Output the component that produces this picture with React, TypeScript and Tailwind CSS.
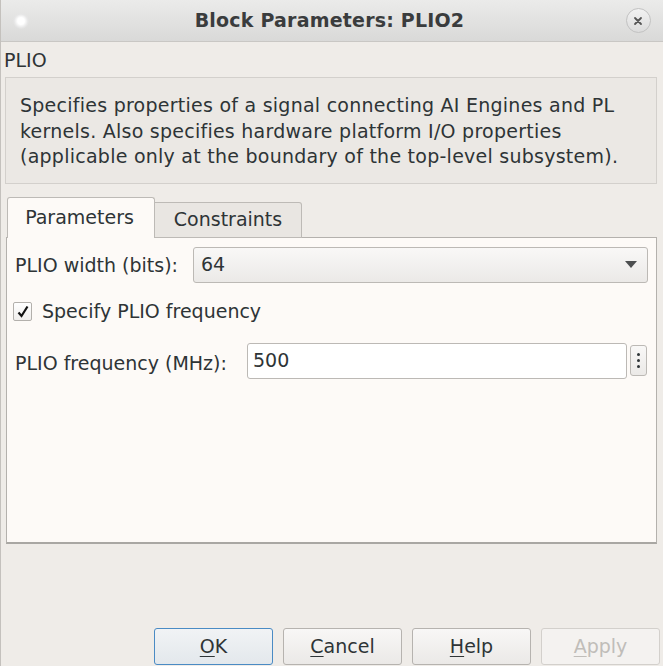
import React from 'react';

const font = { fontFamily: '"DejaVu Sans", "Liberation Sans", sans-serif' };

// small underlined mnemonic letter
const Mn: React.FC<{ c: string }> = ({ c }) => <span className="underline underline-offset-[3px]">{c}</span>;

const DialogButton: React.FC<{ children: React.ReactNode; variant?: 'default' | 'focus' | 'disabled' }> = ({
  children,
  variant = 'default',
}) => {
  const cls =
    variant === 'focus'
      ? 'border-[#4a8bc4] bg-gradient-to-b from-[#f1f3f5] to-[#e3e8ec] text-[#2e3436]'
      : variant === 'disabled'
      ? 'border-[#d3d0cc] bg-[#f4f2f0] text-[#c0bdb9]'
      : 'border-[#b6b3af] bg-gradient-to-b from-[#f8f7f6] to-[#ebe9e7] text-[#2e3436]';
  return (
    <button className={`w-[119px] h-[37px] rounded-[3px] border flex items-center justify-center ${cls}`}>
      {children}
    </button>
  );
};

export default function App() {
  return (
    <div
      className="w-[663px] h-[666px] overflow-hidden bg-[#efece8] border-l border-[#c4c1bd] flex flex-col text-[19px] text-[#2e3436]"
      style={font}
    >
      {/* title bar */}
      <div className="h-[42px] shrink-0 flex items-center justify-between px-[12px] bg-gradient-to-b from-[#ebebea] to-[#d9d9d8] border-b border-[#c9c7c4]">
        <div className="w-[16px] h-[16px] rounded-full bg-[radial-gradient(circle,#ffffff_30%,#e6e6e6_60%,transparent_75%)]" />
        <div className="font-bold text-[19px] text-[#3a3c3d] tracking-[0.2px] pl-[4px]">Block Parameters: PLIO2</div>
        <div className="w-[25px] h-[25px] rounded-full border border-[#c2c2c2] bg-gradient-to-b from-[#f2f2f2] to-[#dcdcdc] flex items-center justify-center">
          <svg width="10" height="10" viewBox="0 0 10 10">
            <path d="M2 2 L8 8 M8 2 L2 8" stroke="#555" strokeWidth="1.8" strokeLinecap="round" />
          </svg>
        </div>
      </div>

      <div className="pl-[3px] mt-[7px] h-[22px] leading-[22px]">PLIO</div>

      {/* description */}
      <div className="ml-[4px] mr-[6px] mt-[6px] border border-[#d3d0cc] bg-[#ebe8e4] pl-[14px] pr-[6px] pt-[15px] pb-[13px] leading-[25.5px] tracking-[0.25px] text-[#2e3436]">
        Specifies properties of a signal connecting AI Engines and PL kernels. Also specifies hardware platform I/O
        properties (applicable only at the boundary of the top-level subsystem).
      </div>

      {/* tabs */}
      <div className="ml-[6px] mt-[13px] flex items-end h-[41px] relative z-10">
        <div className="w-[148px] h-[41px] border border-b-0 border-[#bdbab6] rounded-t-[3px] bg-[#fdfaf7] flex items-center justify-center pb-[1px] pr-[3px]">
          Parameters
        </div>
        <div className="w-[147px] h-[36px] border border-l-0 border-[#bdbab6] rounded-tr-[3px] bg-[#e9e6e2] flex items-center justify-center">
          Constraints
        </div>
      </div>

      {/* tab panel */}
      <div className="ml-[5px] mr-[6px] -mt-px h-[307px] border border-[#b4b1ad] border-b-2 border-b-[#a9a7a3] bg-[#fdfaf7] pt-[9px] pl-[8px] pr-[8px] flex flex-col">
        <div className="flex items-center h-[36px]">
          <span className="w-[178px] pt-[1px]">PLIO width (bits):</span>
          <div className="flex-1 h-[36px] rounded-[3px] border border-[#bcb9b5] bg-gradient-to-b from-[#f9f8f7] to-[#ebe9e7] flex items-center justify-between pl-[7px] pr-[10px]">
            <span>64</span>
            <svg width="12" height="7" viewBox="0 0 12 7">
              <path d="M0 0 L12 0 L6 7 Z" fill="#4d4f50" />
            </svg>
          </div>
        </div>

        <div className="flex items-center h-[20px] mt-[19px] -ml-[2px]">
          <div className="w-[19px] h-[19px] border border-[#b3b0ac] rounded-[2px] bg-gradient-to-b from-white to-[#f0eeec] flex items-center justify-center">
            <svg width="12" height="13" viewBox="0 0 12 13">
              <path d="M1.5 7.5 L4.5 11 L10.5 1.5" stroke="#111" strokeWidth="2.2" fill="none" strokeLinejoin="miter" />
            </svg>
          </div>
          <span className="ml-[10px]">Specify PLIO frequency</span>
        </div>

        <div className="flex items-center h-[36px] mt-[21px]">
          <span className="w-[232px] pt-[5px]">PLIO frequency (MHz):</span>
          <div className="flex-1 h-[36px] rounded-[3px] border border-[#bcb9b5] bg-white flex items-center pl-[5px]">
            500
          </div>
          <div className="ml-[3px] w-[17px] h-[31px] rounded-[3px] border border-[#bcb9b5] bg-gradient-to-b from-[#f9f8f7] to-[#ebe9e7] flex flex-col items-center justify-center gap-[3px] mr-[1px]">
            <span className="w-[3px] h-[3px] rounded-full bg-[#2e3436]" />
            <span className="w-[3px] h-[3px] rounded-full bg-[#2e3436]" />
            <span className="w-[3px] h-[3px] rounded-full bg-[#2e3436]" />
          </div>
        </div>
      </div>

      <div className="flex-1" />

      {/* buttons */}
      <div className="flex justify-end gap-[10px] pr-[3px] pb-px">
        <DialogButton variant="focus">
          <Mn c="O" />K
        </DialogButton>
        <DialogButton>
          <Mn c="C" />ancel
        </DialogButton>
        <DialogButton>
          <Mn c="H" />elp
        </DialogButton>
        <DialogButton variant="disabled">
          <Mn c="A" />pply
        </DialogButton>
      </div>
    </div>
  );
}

● **Problem statement**
Your task is to repeat the data above exactly while excluding the pictures.

● **Worked answer**
Output the component that produces this picture with React, TypeScript and Tailwind CSS.
import React from 'react';

const font = { fontFamily: '"DejaVu Sans", "Liberation Sans", sans-serif' };

// small underlined mnemonic letter
const Mn: React.FC<{ c: string }> = ({ c }) => <span className="underline underline-offset-[3px]">{c}</span>;

const DialogButton: React.FC<{ children: React.ReactNode; variant?: 'default' | 'focus' | 'disabled' }> = ({
  children,
  variant = 'default',
}) => {
  const cls =
    variant === 'focus'
      ? 'border-[#4a8bc4] bg-gradient-to-b from-[#f1f3f5] to-[#e3e8ec] text-[#2e3436]'
      : variant === 'disabled'
      ? 'border-[#d3d0cc] bg-[#f4f2f0] text-[#c0bdb9]'
      : 'border-[#b6b3af] bg-gradient-to-b from-[#f8f7f6] to-[#ebe9e7] text-[#2e3436]';
  return (
    <button className={`w-[119px] h-[37px] rounded-[3px] border flex items-center justify-center ${cls}`}>
      {children}
    </button>
  );
};

export default function App() {
  return (
    <div
      className="w-[663px] h-[666px] overflow-hidden bg-[#efece8] border-l border-[#c4c1bd] flex flex-col text-[19px] text-[#2e3436]"
      style={font}
    >
      {/* title bar */}
      <div className="h-[42px] shrink-0 flex items-center justify-between px-[12px] bg-gradient-to-b from-[#ebebea] to-[#d9d9d8] border-b border-[#c9c7c4]">
        <div className="w-[16px] h-[16px] rounded-full bg-[radial-gradient(circle,#ffffff_30%,#e6e6e6_60%,transparent_75%)]" />
        <div className="font-bold text-[19px] text-[#3a3c3d] tracking-[0.2px] pl-[4px]">Block Parameters: PLIO2</div>
        <div className="w-[25px] h-[25px] rounded-full border border-[#c2c2c2] bg-gradient-to-b from-[#f2f2f2] to-[#dcdcdc] flex items-center justify-center">
          <svg width="10" height="10" viewBox="0 0 10 10">
            <path d="M2 2 L8 8 M8 2 L2 8" stroke="#555" strokeWidth="1.8" strokeLinecap="round" />
          </svg>
        </div>
      </div>

      <div className="pl-[3px] mt-[7px] h-[22px] leading-[22px]">PLIO</div>

      {/* description */}
      <div className="ml-[4px] mr-[6px] mt-[6px] border border-[#d3d0cc] bg-[#ebe8e4] pl-[14px] pr-[6px] pt-[15px] pb-[13px] leading-[25.5px] tracking-[0.25px] text-[#2e3436]">
        Specifies properties of a signal connecting AI Engines and PL kernels. Also specifies hardware platform I/O
        properties (applicable only at the boundary of the top-level subsystem).
      </div>

      {/* tabs */}
      <div className="ml-[6px] mt-[13px] flex items-end h-[41px] relative z-10">
        <div className="w-[148px] h-[41px] border border-b-0 border-[#bdbab6] rounded-t-[3px] bg-[#fdfaf7] flex items-center justify-center pb-[1px] pr-[3px]">
          Parameters
        </div>
        <div className="w-[147px] h-[36px] border border-l-0 border-[#bdbab6] rounded-tr-[3px] bg-[#e9e6e2] flex items-center justify-center">
          Constraints
        </div>
      </div>

      {/* tab panel */}
      <div className="ml-[5px] mr-[6px] -mt-px h-[307px] border border-[#b4b1ad] border-b-2 border-b-[#a9a7a3] bg-[#fdfaf7] pt-[9px] pl-[8px] pr-[8px] flex flex-col">
        <div className="flex items-center h-[36px]">
          <span className="w-[178px] pt-[1px]">PLIO width (bits):</span>
          <div className="flex-1 h-[36px] rounded-[3px] border border-[#bcb9b5] bg-gradient-to-b from-[#f9f8f7] to-[#ebe9e7] flex items-center justify-between pl-[7px] pr-[10px]">
            <span>64</span>
            <svg width="12" height="7" viewBox="0 0 12 7">
              <path d="M0 0 L12 0 L6 7 Z" fill="#4d4f50" />
            </svg>
          </div>
        </div>

        <div className="flex items-center h-[20px] mt-[19px] -ml-[2px]">
          <div className="w-[19px] h-[19px] border border-[#b3b0ac] rounded-[2px] bg-gradient-to-b from-white to-[#f0eeec] flex items-center justify-center">
            <svg width="12" height="13" viewBox="0 0 12 13">
              <path d="M1.5 7.5 L4.5 11 L10.5 1.5" stroke="#111" strokeWidth="2.2" fill="none" strokeLinejoin="miter" />
            </svg>
          </div>
          <span className="ml-[10px]">Specify PLIO frequency</span>
        </div>

        <div className="flex items-center h-[36px] mt-[21px]">
          <span className="w-[232px] pt-[5px]">PLIO frequency (MHz):</span>
          <div className="flex-1 h-[36px] rounded-[3px] border border-[#bcb9b5] bg-white flex items-center pl-[5px]">
            500
          </div>
          <div className="ml-[3px] w-[17px] h-[31px] rounded-[3px] border border-[#bcb9b5] bg-gradient-to-b from-[#f9f8f7] to-[#ebe9e7] flex flex-col items-center justify-center gap-[3px] mr-[1px]">
            <span className="w-[3px] h-[3px] rounded-full bg-[#2e3436]" />
            <span className="w-[3px] h-[3px] rounded-full bg-[#2e3436]" />
            <span className="w-[3px] h-[3px] rounded-full bg-[#2e3436]" />
          </div>
        </div>
      </div>

      <div className="flex-1" />

      {/* buttons */}
      <div className="flex justify-end gap-[10px] pr-[3px] pb-px">
        <DialogButton variant="focus">
          <Mn c="O" />K
        </DialogButton>
        <DialogButton>
          <Mn c="C" />ancel
        </DialogButton>
        <DialogButton>
          <Mn c="H" />elp
        </DialogButton>
        <DialogButton variant="disabled">
          <Mn c="A" />pply
        </DialogButton>
      </div>
    </div>
  );
}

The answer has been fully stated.